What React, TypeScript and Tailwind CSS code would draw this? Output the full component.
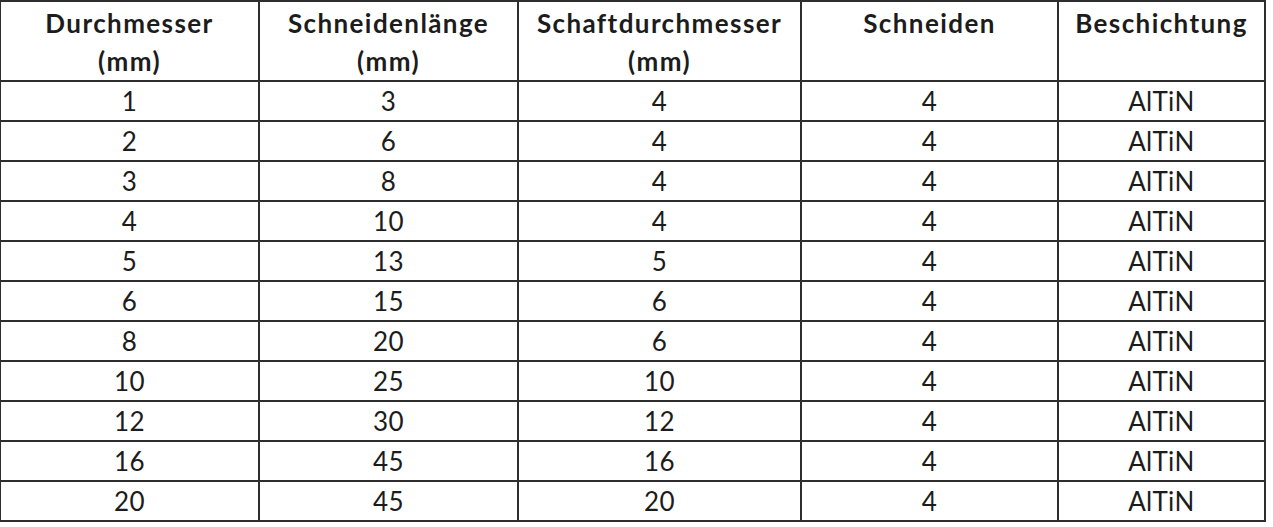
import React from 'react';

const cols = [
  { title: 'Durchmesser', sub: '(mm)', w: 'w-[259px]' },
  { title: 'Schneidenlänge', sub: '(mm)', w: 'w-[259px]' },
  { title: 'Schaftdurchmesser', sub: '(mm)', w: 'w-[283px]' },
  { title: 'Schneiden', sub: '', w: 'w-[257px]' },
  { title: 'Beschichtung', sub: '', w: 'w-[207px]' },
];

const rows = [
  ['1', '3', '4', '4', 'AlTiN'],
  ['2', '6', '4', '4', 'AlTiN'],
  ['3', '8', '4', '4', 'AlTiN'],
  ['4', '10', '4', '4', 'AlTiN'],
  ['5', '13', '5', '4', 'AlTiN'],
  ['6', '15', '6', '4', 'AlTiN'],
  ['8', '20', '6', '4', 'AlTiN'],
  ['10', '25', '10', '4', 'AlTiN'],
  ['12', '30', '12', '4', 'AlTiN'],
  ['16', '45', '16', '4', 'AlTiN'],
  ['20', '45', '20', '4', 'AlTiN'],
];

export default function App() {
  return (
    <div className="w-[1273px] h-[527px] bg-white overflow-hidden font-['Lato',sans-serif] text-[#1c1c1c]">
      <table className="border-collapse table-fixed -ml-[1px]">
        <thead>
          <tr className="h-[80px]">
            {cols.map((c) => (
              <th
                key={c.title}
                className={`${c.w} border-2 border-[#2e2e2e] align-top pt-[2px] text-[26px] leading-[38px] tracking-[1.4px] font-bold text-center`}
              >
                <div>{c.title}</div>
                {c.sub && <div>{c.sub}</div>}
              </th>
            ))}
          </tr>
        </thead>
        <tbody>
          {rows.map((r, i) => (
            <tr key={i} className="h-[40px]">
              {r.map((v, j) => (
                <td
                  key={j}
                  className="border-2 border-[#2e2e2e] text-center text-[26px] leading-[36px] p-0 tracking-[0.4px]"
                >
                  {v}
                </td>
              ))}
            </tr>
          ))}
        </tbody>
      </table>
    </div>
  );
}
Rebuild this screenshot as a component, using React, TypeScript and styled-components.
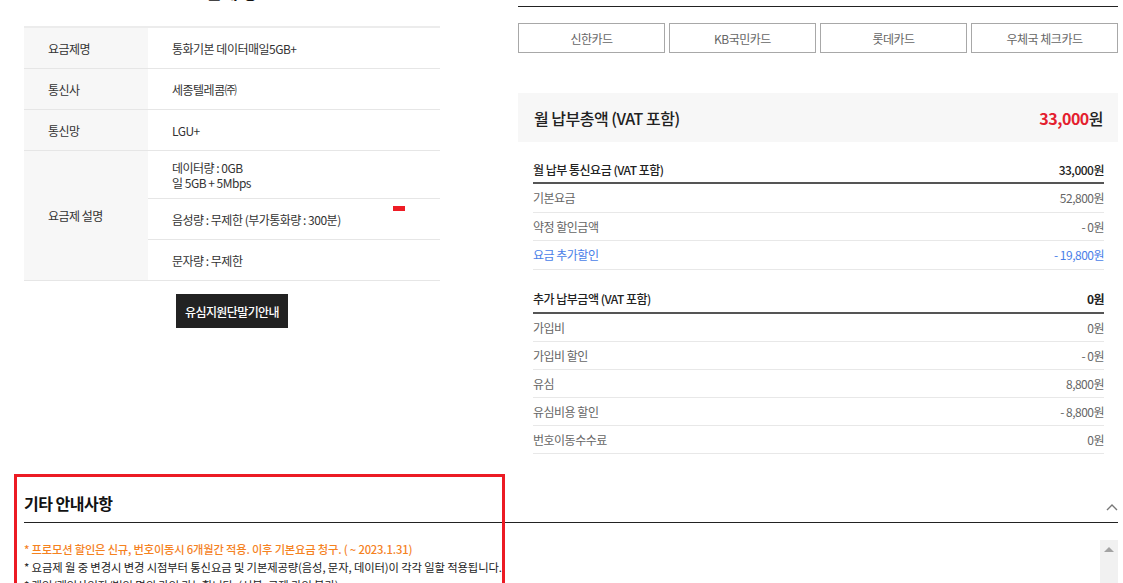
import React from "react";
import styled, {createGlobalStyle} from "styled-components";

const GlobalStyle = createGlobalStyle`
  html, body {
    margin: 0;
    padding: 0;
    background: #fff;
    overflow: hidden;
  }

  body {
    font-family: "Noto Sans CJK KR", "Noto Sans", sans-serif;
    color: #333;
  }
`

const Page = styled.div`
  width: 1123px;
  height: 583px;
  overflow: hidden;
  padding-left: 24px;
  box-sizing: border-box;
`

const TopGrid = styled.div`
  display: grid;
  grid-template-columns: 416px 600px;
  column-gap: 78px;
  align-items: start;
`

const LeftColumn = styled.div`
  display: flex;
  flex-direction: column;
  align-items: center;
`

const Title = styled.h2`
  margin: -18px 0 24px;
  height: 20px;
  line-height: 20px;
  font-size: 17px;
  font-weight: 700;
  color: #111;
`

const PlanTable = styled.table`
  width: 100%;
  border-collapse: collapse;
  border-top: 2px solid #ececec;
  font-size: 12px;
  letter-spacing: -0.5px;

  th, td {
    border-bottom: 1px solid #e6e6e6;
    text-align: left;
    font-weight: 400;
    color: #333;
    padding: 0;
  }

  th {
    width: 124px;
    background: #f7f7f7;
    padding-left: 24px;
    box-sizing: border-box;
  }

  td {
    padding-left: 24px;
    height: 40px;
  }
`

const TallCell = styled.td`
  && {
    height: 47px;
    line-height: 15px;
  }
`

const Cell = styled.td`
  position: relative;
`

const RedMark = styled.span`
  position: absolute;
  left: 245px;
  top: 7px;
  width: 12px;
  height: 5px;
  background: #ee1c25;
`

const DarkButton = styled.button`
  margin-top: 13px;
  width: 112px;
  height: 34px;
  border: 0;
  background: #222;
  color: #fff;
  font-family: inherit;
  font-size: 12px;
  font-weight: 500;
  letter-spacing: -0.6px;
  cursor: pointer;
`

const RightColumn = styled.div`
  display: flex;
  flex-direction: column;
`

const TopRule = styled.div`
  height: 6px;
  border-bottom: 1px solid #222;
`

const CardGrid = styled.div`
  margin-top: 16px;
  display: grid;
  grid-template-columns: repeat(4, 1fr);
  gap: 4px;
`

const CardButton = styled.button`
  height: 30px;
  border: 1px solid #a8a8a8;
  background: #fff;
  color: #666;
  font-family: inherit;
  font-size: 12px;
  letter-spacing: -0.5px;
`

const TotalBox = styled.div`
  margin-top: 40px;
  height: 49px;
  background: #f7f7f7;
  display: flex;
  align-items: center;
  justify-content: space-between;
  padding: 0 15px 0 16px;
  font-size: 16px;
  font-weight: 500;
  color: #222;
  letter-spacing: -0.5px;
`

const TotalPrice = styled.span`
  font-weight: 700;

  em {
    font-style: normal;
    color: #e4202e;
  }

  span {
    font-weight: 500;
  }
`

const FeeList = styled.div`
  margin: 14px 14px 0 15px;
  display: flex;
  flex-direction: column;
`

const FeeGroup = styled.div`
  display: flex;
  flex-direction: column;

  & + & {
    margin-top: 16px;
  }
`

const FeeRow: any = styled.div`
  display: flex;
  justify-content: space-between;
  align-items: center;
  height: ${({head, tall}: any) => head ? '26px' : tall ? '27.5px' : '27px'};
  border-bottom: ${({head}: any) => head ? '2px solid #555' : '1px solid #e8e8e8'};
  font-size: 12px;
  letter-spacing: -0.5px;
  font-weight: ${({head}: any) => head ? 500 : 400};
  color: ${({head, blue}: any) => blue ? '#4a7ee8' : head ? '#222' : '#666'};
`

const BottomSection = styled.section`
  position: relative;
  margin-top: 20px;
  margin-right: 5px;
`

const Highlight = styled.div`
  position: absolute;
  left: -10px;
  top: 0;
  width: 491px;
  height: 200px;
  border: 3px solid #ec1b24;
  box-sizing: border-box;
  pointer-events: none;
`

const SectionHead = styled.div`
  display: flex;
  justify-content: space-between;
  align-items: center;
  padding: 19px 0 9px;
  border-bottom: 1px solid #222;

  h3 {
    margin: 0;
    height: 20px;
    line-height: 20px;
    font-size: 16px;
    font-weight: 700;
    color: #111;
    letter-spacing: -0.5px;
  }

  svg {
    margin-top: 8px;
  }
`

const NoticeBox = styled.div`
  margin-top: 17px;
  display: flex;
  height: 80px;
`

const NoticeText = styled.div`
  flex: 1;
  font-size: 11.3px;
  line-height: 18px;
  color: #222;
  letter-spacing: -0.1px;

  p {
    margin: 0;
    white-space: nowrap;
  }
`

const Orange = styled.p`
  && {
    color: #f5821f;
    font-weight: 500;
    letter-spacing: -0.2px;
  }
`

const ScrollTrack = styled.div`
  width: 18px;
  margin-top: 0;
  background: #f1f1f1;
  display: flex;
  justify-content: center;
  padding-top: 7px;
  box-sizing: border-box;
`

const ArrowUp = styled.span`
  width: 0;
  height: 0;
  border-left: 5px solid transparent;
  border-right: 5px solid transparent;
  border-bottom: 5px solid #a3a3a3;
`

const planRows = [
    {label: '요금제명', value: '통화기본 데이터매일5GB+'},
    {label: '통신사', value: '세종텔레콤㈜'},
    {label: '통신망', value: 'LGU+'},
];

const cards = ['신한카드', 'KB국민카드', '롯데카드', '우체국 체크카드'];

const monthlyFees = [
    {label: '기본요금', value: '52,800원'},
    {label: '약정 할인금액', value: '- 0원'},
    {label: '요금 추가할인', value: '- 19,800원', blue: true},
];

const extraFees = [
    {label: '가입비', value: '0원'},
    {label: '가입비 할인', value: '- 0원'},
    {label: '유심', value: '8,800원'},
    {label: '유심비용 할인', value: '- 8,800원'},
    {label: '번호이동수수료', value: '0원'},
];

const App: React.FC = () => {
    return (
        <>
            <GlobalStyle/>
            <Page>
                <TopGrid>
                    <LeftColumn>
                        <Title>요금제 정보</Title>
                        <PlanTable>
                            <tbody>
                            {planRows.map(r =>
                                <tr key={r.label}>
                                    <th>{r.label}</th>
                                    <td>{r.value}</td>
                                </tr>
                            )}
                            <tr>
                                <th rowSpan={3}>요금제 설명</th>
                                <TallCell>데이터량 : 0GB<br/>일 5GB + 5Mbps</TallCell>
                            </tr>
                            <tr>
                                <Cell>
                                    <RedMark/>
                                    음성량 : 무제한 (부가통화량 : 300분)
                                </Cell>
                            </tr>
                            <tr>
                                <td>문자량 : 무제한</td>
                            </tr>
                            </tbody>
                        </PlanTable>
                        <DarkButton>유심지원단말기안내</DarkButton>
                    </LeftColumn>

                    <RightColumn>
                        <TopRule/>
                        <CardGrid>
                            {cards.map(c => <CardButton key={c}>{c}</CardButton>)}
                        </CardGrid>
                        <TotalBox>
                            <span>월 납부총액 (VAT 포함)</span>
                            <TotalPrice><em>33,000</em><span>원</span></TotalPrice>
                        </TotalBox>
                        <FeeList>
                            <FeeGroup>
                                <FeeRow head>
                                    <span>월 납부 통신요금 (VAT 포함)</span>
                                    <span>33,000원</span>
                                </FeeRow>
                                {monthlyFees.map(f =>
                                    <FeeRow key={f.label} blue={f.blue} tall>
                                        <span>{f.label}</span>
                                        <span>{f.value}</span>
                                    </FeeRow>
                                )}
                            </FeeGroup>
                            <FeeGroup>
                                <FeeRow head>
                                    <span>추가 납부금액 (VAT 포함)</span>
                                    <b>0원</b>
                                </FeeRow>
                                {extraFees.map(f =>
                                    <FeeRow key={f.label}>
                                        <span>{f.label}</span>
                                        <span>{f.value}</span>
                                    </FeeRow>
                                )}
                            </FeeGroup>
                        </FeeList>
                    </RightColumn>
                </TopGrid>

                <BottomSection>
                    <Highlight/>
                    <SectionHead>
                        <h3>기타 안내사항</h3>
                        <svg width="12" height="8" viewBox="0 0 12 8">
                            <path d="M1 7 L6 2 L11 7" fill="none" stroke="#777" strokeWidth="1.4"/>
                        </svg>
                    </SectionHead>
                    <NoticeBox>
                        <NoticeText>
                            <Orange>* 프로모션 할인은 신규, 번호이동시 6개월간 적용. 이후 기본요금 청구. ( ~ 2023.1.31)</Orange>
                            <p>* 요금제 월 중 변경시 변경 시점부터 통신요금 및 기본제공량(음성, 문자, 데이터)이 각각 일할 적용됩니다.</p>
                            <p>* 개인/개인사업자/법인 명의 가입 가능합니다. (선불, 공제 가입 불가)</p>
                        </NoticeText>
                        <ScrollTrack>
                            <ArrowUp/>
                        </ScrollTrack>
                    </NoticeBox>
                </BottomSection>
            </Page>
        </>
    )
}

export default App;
——————
→ Your instructions
Go through the records and copy each line with "React" in it.

→ Completed task
What React, TypeScript and Tailwind CSS code would draw this? Output the full component.
import React from 'react';
Rebuild this screenshot as a component, using React, TypeScript and styled-components.
import React from "react";
const App: React.FC = () => {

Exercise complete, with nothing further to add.